Why the keto diet causes ketosis
The keto diet takes its name from ketosis, the metabolic state it is designed to induce. In ketosis, the body shifts towards burning more fat for fuel rather than glucose. To trigger and maintain this state, the diet typically involves increasing dietary fat and substantially reducing carbohydrates.
Weight loss came with fatty liver disease in male mice
When compared with the standard high-fat diet, mice given the keto-style diet put on markedly less weight. That benefit came with a significant warning sign: male mice on the keto diet developed fatty liver disease and showed evidence of reduced liver function-features consistent with metabolic disease.
“One thing that’s very clear is that if you have a really high-fat diet, the lipids have to go somewhere, and they usually end up in the blood and the liver,” says University of Utah physiologist Amandine Chaix, the study’s senior author.
Blood glucose and insulin fell-then regulation looked impaired
In both male and female mice, the keto-style diet quickly produced low blood glucose and insulin levels, within roughly two to three months. Closer examination suggested this was not simply “better numbers”, but a regulatory problem: cells in the pancreas were not making enough insulin.
Although more work is needed to pin down the biology-and to clarify why the liver outcomes appeared to depend on sex-the team proposes that excess fats (lipids) circulating in the blood may place stress on pancreatic cells, undermining insulin production.

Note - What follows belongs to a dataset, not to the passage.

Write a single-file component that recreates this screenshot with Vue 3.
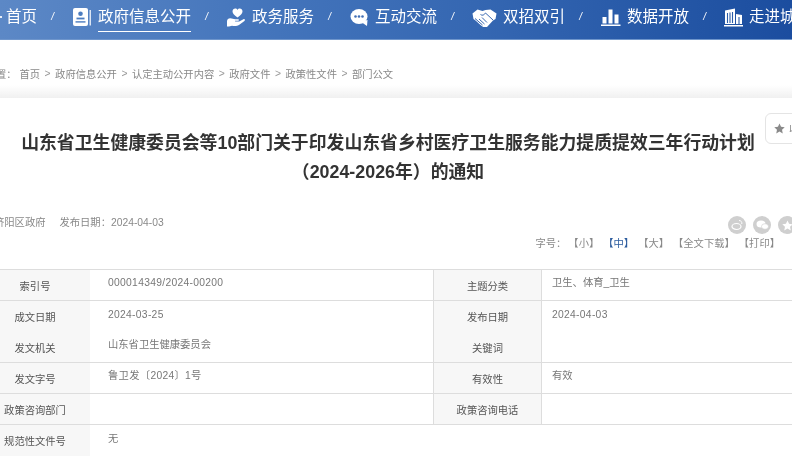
<script setup>
const crumbs = ['首页', '政府信息公开', '认定主动公开内容', '政府文件', '政策性文件', '部门公文']
const rows = [
  { a: '索引号', b: '000014349/2024-00200', c: '主题分类', d: '卫生、体育_卫生', line: true, numB: true },
  { a: '成文日期', b: '2024-03-25', c: '发布日期', d: '2024-04-03', line: false, numB: true, numD: true },
  { a: '发文机关', b: '山东省卫生健康委员会', c: '关键词', d: '', line: true },
  { a: '发文字号', b: '鲁卫发〔2024〕1号', c: '有效性', d: '有效', line: true, numB: true },
  { a: '政策咨询部门', b: '', c: '政策咨询电话', d: '', line: true }
]
</script>

<template>
  <div class="page">
    <nav class="nav">
      <span class="stub"></span>
      <span class="item">首页</span>
      <i class="sep">/</i>
      <span class="item">
        <svg class="ic" width="20" height="20" viewBox="0 0 20 20">
          <rect x="1" y="1" width="15" height="18" rx="2" fill="#fff" />
          <rect x="17.6" y="3" width="1.2" height="15.5" fill="#fff" />
          <circle cx="8.5" cy="6.8" r="2.3" fill="#4c7dc0" />
          <rect x="4.5" y="10.6" width="8" height="1.8" fill="#4c7dc0" />
          <rect x="3.5" y="14.2" width="10" height="1.4" fill="#4c7dc0" />
        </svg>
        <b class="active">政府信息公开</b>
      </span>
      <i class="sep">/</i>
      <span class="item">
        <svg class="ic" width="20" height="20" viewBox="0 0 20 20">
          <path d="M11.5 10.5C8 8 6.5 6.5 6.5 4.3 6.5 2.6 7.8 1.5 9.2 1.5c1 0 1.8.5 2.3 1.4.5-.9 1.3-1.4 2.3-1.4 1.4 0 2.7 1.1 2.7 2.8 0 2.2-1.5 3.7-5 6.2z" fill="#fff" />
          <path d="M1 14.3c0-1.7 1.5-3 3.2-3 2 0 3.3.9 5 .9h3c1 0 1 1.6 0 1.6H9l.2.7h4l4.2-2.3c1.3-.6 2.2.8 1 1.8l-4.700 3.500c-2.200 1.500-5 1.800-7.700 1.300L3 19.500H1z" fill="#fff" />
        </svg>
        <b>政务服务</b>
      </span>
      <i class="sep">/</i>
      <span class="item">
        <svg class="ic" width="20" height="20" viewBox="0 0 20 20">
          <ellipse cx="10" cy="9.500" rx="8.500" ry="7.500" fill="#fff" />
          <path d="M14 14l4.500-1-.5 6-5-3.500z" fill="#fff" />
          <circle cx="6.500" cy="9.500" r="1.300" fill="#4270b6" />
          <circle cx="10" cy="9.500" r="1.300" fill="#4270b6" />
          <circle cx="13.500" cy="9.500" r="1.300" fill="#4270b6" />
        </svg>
        <b>互动交流</b>
      </span>
      <i class="sep">/</i>
      <span class="item">
        <svg class="ic" width="25" height="20" viewBox="0 0 25 20">
          <path d="M0.500 6.500L5.500 2.500l5 1.500 3-1 5-.5 6 4-1 5.500-2.500 1.500-6 6.500-2.500 1-4-3-5-4.500-2-1.500z" fill="#fff" />
          <path d="M8.500 7.500c1.800 1.500 3.700.5 5-1.500l7.500 7M3 11.500l7.500 6.500M7 12l5.500 5M10 10.500l5 5" fill="none" stroke="#3a69b2" stroke-width="1" />
        </svg>
        <b>双招双引</b>
      </span>
      <i class="sep">/</i>
      <span class="item">
        <svg class="ic" width="21" height="20" viewBox="0 0 21 20">
          <rect x="1" y="17.500" width="19.500" height="1.500" fill="#fff" />
          <rect x="2.500" y="10" width="4" height="6.500" fill="#fff" />
          <rect x="8.500" y="2.500" width="4" height="14" fill="#fff" />
          <rect x="14.500" y="7.500" width="4" height="9" fill="#fff" />
        </svg>
        <b>数据开放</b>
      </span>
      <i class="sep">/</i>
      <span class="item">
        <svg class="ic" width="19" height="20" viewBox="0 0 19 20">
          <path d="M1 17V3.500L11 1.500V17zM12 7l6 1v9h-6z" fill="#fff" />
          <rect x="0" y="18" width="19" height="1.500" fill="#fff" />
          <path d="M3.500 6v10M6 5.500v10.500M8.500 5v11M15 10v7" stroke="#2a5ca8" stroke-width="1.100" />
        </svg>
        <b>走进城阳</b>
      </span>
    </nav>

    <div class="crumbs">
      <span class="here">当前位置：</span>
      <template v-for="(c, i) in crumbs" :key="c">
        <span v-if="i" class="gt">&gt;</span>
        <span>{{ c }}</span>
      </template>
    </div>

    <main class="article">
      <aside class="fav">
        <svg width="11" height="11" viewBox="0 0 24 24"><path d="M12 1l3.400 7.400 8 .9-5.900 5.500 1.600 8L12 18.800 4.900 22.800l1.600-8L.6 9.300l8-.9z" fill="#8a8a8a" /></svg>
        <span>收藏</span>
      </aside>

      <h1 class="title">山东省卫生健康委员会等10部门关于印发山东省乡村医疗卫生服务能力提质提效三年行动计划<br />（2024-2026年）的通知</h1>

      <div class="meta">
        <div class="source">
          <span>济阳区政府</span>
          <span>发布日期：2024-04-03</span>
        </div>
        <div class="tools">
          <div class="share">
            <span class="dot"><svg width="12" height="12" viewBox="0 0 12 12"><ellipse cx="5.500" cy="7.500" rx="4.500" ry="3" fill="none" stroke="#fff" stroke-width="1.200" /><path d="M8 1.500c2 0 3.200 1.500 2.800 3.500" fill="none" stroke="#fff" /></svg></span>
            <span class="dot"><svg width="13" height="12" viewBox="0 0 13 12"><ellipse cx="5" cy="5" rx="4.500" ry="3.500" fill="#fff" /><ellipse cx="9" cy="7.500" rx="3.500" ry="2.800" fill="#fff" stroke="#ccc" stroke-width=".6" /></svg></span>
            <span class="dot"><svg width="11" height="11" viewBox="0 0 24 24"><path d="M12 1l3.400 7.400 8 .9-5.900 5.500 1.600 8L12 18.800 4.900 22.800l1.600-8L.6 9.300l8-.9z" fill="#fff" /></svg></span>
          </div>
          <div class="sizes">
            <span>字号：</span>
            <span>【小】</span>
            <span class="on">【中】</span>
            <span>【大】</span>
            <span>【全文下载】</span>
            <span>【打印】</span>
          </div>
        </div>
      </div>

      <div class="info">
        <template v-for="r in rows" :key="r.a">
          <div class="lab" :class="{ line: r.line }"><span>{{ r.a }}</span></div>
          <div class="val" :class="{ line: r.line, num: r.numB }">{{ r.b }}</div>
          <div class="lab mid" :class="{ line: r.line }"><span>{{ r.c }}</span></div>
          <div class="val end" :class="{ line: r.line, num: r.numD }">{{ r.d }}</div>
        </template>
        <div class="lab"><span>规范性文件号</span></div>
        <div class="val">无</div>
      </div>
    </main>
  </div>
</template>

<style scoped>
.page {
  position: relative;
  width: 792px;
  height: 474px;
  overflow: hidden;
  background: #fff;
  font-family: "Liberation Sans", "Noto Sans CJK SC", sans-serif;
  font-size: 10.3px;
  color: #666;
  filter: blur(0.35px);
}

.nav {
  display: flex;
  align-items: center;
  box-sizing: border-box;
  height: 40px;
  padding-bottom: 5px;
  background: linear-gradient(90deg, #5c88c6 0%, #4374bb 35%, #3567b2 60%, #1b4d9f 100%);
  border-bottom: 1px solid #6f96cc;
  white-space: nowrap;
  color: #fff;
  font-size: 15.5px;
  line-height: 20px;
}
.stub {
  flex: none;
  width: 2px;
  height: 1.5px;
  margin-right: 4px;
  background: #e8eef7;
}
.item {
  flex: none;
  display: flex;
  align-items: center;
  gap: 6px;
}
.item b {
  font-weight: 400;
}
.ic {
  flex: none;
  display: block;
}
.active {
  position: relative;
}
.active::after {
  content: "";
  position: absolute;
  left: 0;
  right: 0;
  bottom: -5px;
  height: 1.5px;
  background: #fff;
}
.sep {
  flex: none;
  width: 3px;
  margin: 0 18px 0 14px;
  font-size: 10px;
  font-style: italic;
  text-align: center;
}

.crumbs {
  display: flex;
  align-items: center;
  box-sizing: border-box;
  height: 58px;
  margin-left: -35px;
  padding-top: 8px;
  white-space: nowrap;
  color: #888;
  background: linear-gradient(180deg, #fff 78%, #f0f0f0 100%);
}
.here {
  margin-right: 3px;
}
.gt {
  margin: 0 4.5px;
  color: #999;
}

.article {
  position: relative;
  padding-top: 31px;
}
.fav {
  position: absolute;
  top: 15px;
  left: 765px;
  display: flex;
  align-items: center;
  gap: 4px;
  box-sizing: border-box;
  width: 70px;
  height: 31px;
  padding-left: 8px;
  border: 1px solid #e4e4e4;
  border-radius: 6px;
  background: #fff;
  font-size: 10.5px;
  color: #888;
}
.title {
  width: 776px;
  margin: 0;
  text-align: center;
  font-size: 17.85px;
  line-height: 29px;
  font-weight: 700;
  color: #333;
  white-space: nowrap;
}

.meta {
  display: flex;
  justify-content: space-between;
  align-items: flex-start;
  margin: 29px 12px 0 -6px;
}
.source {
  display: flex;
  gap: 14px;
  padding-top: 1px;
  line-height: 12px;
  color: #888;
}
.share {
  display: flex;
  justify-content: flex-end;
  gap: 7px;
  margin-right: -16px;
}
.dot {
  display: flex;
  align-items: center;
  justify-content: center;
  width: 18px;
  height: 18px;
  border-radius: 50%;
  background: #cfcfcf;
}
.sizes {
  display: flex;
  gap: 4px;
  margin-top: 3px;
  line-height: 14px;
  color: #888;
  white-space: nowrap;
}
.sizes span:first-child {
  margin-right: -2px;
}
.on {
  color: #2c5c9e;
}

.info {
  display: grid;
  grid-template-columns: 110px 343px 109px 250px;
  grid-auto-rows: 31px;
  margin: 18px 0 0 -20px;
  border-top: 1px solid #ddd;
}
.lab,
.val {
  box-sizing: border-box;
  display: flex;
  align-items: center;
  line-height: 14px;
}
.lab {
  justify-content: center;
  background: #f7f7f7;
  color: #555;
  padding-top: 3px;
}
.val {
  padding: 0 0 4px 18px;
  color: #777;
}
.num {
  letter-spacing: 0.3px;
}
.mid {
  border-left: 1px solid #ddd;
  border-right: 1px solid #ddd;
}
.end {
  padding-left: 10px;
}
.line {
  border-bottom: 1px solid #ddd;
}
</style>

A reversible effect when the keto diet stopped
There was one encouraging observation. When mice were switched off the keto diet, blood sugar control returned to normal, suggesting the disruption to regulation can be reversible-at least in this animal model.
What this means for people considering a ketogenic diet
These findings have not yet been reproduced in humans, so they should not be treated as direct proof of harm in people. Even so, the results raise a cautionary possibility: the biological changes the ketogenic diet is intended to trigger may not all support healthy metabolism over time, particularly when dietary fat is extremely high.

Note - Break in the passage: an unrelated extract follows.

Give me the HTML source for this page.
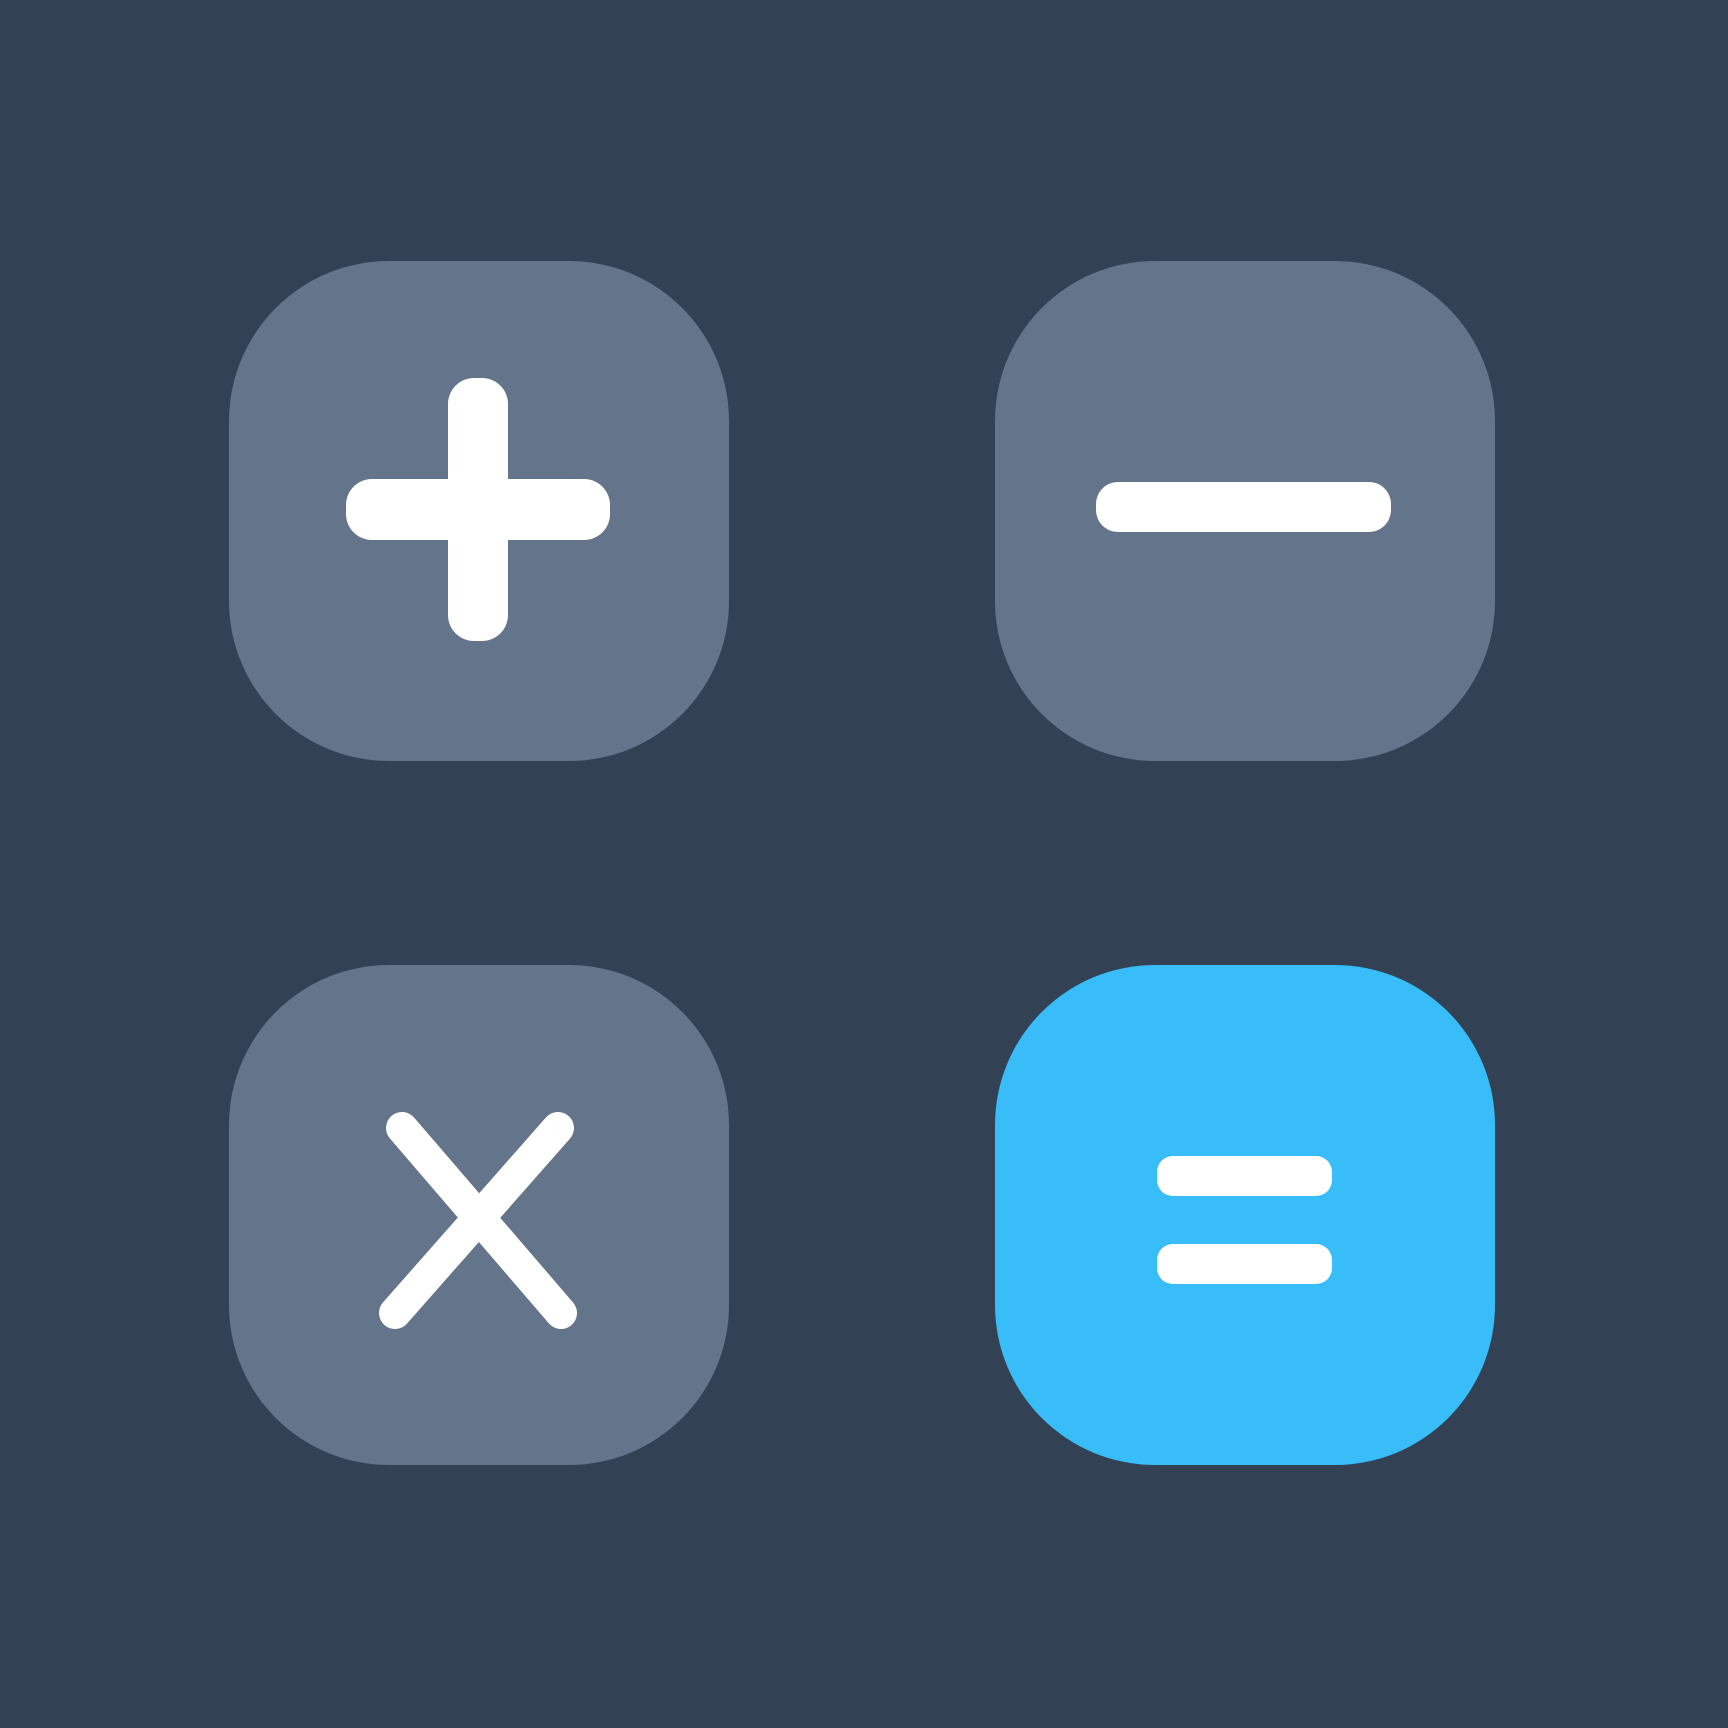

If you are considering a ketogenic diet for weight loss, it is sensible to weigh potential benefits against possible risks, especially if you have existing concerns around liver health, cholesterol, diabetes risk, or are taking glucose-lowering medication. Discussing the plan with a qualified healthcare professional can also help you choose an approach that is safer and more sustainable for your circumstances.
Ketogenic diet origins: epilepsy, not weight loss
The ketogenic diet was first developed as a treatment for epilepsy, and it remains in clinical use for that purpose today. Ketosis imitates some metabolic features of starvation, pushing the body to rely on fat instead of sugar for energy. Researchers suspect that reduced sugar availability may also help to decrease seizures.
Bottom line
For uses beyond epilepsy, this study-together with earlier research-suggests the potential increase in other health risks may not be worth the possible upside of losing weight, particularly if the diet is followed for long periods.
The research has been published in Science Advances.